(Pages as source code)

================

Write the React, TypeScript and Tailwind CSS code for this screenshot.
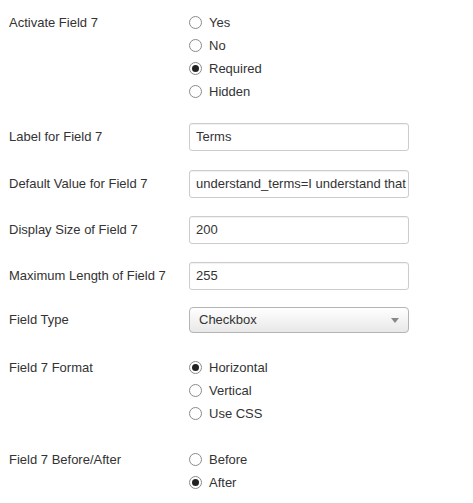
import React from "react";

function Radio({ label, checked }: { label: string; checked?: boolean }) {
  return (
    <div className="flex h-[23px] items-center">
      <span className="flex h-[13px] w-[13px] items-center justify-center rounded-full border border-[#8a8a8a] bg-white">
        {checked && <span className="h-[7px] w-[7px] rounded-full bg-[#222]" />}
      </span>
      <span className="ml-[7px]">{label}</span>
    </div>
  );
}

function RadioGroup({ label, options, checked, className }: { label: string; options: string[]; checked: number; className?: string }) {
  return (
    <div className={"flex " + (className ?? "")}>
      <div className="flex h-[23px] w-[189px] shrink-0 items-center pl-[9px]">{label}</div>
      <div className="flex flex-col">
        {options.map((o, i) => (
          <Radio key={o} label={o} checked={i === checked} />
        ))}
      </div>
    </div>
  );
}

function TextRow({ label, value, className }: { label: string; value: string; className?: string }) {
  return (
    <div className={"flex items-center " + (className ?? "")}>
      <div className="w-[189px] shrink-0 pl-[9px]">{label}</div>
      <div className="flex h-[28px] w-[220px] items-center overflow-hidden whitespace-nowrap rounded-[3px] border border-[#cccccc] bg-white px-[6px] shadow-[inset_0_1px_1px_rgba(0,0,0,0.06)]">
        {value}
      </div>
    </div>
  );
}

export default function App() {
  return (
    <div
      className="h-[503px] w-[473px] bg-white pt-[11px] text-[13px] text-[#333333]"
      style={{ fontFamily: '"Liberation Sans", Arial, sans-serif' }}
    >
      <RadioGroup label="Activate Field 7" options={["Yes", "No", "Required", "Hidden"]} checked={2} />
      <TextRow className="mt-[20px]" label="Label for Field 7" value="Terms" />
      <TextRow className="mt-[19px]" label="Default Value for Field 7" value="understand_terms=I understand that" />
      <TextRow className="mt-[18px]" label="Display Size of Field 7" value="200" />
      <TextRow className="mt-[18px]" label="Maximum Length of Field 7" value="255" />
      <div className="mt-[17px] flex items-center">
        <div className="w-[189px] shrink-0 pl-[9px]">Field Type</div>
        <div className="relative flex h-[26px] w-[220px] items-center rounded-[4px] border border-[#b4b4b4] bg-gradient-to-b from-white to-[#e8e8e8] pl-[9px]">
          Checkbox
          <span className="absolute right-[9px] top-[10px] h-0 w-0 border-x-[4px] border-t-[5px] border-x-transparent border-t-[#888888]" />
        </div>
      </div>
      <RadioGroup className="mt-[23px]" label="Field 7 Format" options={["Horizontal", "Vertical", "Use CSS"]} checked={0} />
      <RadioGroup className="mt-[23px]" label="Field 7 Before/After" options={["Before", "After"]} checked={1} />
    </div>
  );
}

================

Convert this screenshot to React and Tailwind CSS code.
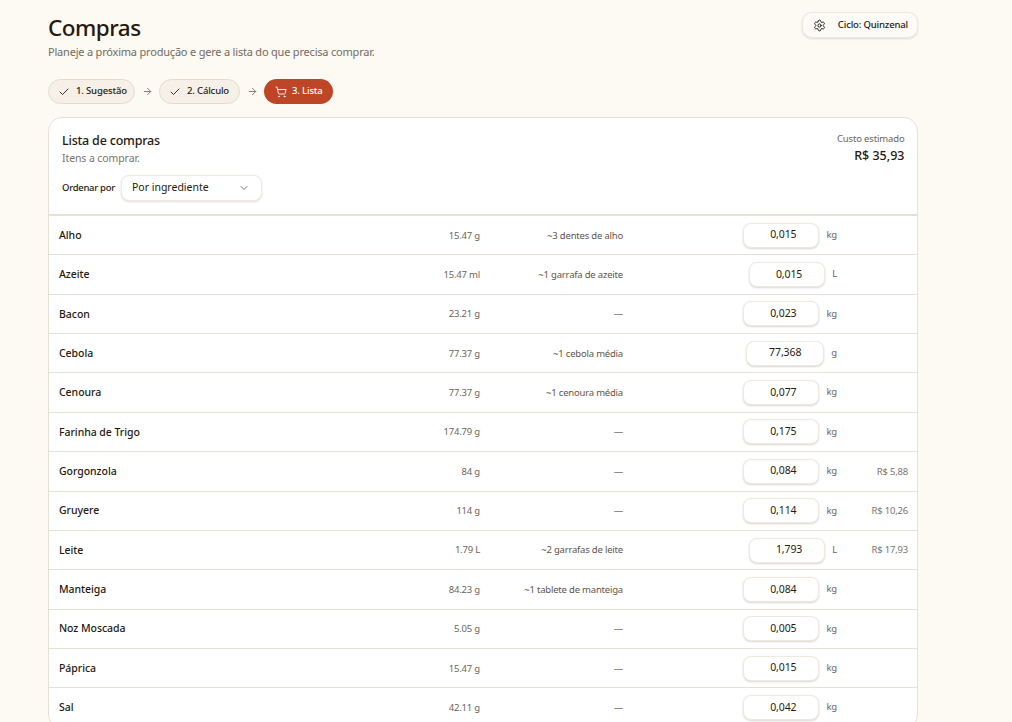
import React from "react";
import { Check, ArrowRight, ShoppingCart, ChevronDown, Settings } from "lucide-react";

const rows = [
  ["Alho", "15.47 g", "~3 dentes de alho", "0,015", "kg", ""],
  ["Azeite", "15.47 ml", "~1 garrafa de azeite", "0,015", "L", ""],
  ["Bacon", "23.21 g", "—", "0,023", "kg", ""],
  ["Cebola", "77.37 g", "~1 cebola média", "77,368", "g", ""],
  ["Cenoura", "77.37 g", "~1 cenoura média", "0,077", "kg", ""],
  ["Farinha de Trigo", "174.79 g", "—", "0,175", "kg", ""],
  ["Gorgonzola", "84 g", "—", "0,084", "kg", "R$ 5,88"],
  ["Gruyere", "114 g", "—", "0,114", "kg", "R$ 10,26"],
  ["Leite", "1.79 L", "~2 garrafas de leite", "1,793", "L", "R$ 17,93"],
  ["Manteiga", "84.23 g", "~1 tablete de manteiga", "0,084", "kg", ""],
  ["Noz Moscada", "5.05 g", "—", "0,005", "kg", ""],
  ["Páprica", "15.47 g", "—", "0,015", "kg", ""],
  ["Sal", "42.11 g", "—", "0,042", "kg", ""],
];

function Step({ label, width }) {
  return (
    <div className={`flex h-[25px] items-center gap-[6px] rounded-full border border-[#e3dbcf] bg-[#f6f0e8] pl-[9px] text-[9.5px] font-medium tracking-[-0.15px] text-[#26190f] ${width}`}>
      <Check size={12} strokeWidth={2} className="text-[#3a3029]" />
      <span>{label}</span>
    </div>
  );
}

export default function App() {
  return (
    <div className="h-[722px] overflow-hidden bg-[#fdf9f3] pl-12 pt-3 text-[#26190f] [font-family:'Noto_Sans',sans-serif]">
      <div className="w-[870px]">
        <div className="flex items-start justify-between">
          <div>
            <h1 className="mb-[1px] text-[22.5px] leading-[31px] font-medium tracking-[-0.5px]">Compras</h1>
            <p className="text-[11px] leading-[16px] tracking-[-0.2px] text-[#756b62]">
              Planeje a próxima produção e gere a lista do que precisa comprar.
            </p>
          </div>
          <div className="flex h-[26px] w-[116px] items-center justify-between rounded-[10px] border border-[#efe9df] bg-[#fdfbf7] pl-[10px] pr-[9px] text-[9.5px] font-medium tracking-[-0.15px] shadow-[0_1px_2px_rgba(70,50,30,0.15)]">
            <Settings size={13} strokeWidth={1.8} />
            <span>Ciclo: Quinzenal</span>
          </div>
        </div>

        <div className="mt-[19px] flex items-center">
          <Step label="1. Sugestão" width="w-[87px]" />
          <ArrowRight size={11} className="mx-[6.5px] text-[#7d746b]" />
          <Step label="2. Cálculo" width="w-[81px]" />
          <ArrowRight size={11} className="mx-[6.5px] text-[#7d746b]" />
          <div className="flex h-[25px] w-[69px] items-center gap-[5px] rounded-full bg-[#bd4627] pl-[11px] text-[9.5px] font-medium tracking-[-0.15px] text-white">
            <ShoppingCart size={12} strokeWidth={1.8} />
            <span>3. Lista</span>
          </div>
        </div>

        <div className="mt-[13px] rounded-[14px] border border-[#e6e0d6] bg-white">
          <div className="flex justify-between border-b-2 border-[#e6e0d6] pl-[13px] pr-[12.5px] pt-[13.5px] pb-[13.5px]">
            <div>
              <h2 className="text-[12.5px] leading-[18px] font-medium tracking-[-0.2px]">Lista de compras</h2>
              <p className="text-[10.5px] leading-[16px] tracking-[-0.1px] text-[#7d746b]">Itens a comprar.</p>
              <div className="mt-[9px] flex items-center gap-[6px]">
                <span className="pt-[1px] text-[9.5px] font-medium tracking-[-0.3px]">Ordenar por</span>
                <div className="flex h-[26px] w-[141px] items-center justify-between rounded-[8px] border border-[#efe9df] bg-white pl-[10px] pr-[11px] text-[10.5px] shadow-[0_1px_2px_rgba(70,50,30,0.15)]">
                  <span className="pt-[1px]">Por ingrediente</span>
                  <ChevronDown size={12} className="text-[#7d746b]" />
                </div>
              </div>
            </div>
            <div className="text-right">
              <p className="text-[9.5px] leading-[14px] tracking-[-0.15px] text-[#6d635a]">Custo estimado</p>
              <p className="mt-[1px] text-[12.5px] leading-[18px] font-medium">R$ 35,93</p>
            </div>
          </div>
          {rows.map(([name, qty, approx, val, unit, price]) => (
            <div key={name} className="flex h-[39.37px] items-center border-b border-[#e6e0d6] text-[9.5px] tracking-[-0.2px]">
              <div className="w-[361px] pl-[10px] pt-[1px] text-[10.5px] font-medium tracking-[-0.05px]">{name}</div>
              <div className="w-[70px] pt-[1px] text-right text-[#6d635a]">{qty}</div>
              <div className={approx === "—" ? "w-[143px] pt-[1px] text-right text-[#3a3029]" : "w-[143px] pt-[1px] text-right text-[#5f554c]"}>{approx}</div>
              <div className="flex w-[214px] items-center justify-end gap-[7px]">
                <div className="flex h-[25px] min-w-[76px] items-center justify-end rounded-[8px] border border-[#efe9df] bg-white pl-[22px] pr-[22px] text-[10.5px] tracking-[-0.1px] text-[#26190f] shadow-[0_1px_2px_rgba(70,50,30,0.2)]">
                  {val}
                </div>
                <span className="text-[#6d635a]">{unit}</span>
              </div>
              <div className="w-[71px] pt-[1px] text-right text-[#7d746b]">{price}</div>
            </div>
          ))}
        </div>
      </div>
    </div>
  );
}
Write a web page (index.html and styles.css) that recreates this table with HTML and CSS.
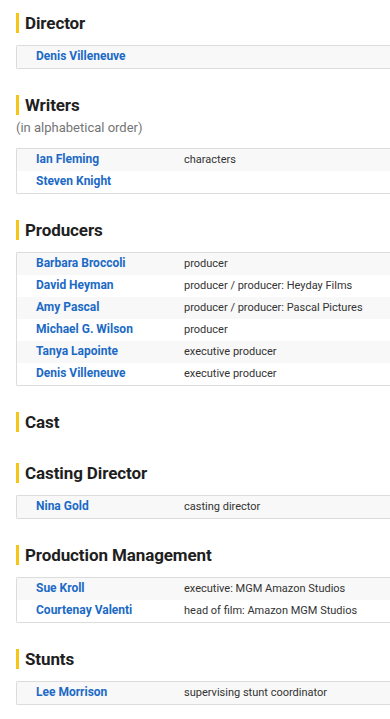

================

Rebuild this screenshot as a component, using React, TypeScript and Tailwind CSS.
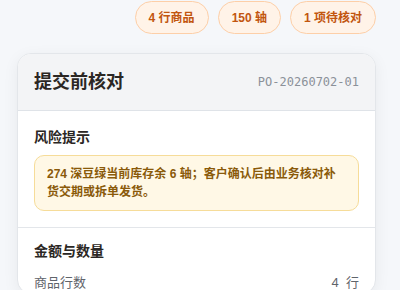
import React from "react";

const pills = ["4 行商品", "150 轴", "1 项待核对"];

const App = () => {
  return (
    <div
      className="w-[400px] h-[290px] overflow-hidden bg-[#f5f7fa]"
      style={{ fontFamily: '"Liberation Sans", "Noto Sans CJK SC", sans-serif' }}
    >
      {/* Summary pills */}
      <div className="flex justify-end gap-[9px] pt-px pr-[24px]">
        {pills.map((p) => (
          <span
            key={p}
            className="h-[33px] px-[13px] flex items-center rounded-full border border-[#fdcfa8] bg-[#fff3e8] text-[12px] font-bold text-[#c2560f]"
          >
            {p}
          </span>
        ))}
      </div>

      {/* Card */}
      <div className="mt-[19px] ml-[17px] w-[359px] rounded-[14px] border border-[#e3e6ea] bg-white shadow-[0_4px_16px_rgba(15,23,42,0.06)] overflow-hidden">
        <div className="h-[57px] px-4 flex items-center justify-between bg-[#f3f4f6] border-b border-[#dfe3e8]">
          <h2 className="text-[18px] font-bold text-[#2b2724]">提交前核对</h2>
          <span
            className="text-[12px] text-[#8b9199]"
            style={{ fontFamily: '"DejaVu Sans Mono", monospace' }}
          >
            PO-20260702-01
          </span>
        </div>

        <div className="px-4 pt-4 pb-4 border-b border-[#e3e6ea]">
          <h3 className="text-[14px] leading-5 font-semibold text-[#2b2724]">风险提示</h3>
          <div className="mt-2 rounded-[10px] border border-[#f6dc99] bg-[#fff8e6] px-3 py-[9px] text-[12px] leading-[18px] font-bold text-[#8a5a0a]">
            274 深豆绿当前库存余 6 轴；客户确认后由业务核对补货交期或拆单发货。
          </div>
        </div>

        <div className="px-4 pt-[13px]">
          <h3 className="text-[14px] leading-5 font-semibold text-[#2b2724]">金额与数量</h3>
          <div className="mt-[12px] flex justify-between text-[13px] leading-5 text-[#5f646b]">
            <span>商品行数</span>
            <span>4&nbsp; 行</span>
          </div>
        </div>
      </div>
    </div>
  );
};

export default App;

================

### Given problem
From the records above, quote word for word only the lines beginning at the line that has "Convert this screenshot" and stopping after the line that has "ShoppingCart, ChevronDown, Settings". Omit the pictures.

### Exercise output
Convert this screenshot to React and Tailwind CSS code.
import React from "react";
import { Check, ArrowRight, ShoppingCart, ChevronDown, Settings } from "lucide-react";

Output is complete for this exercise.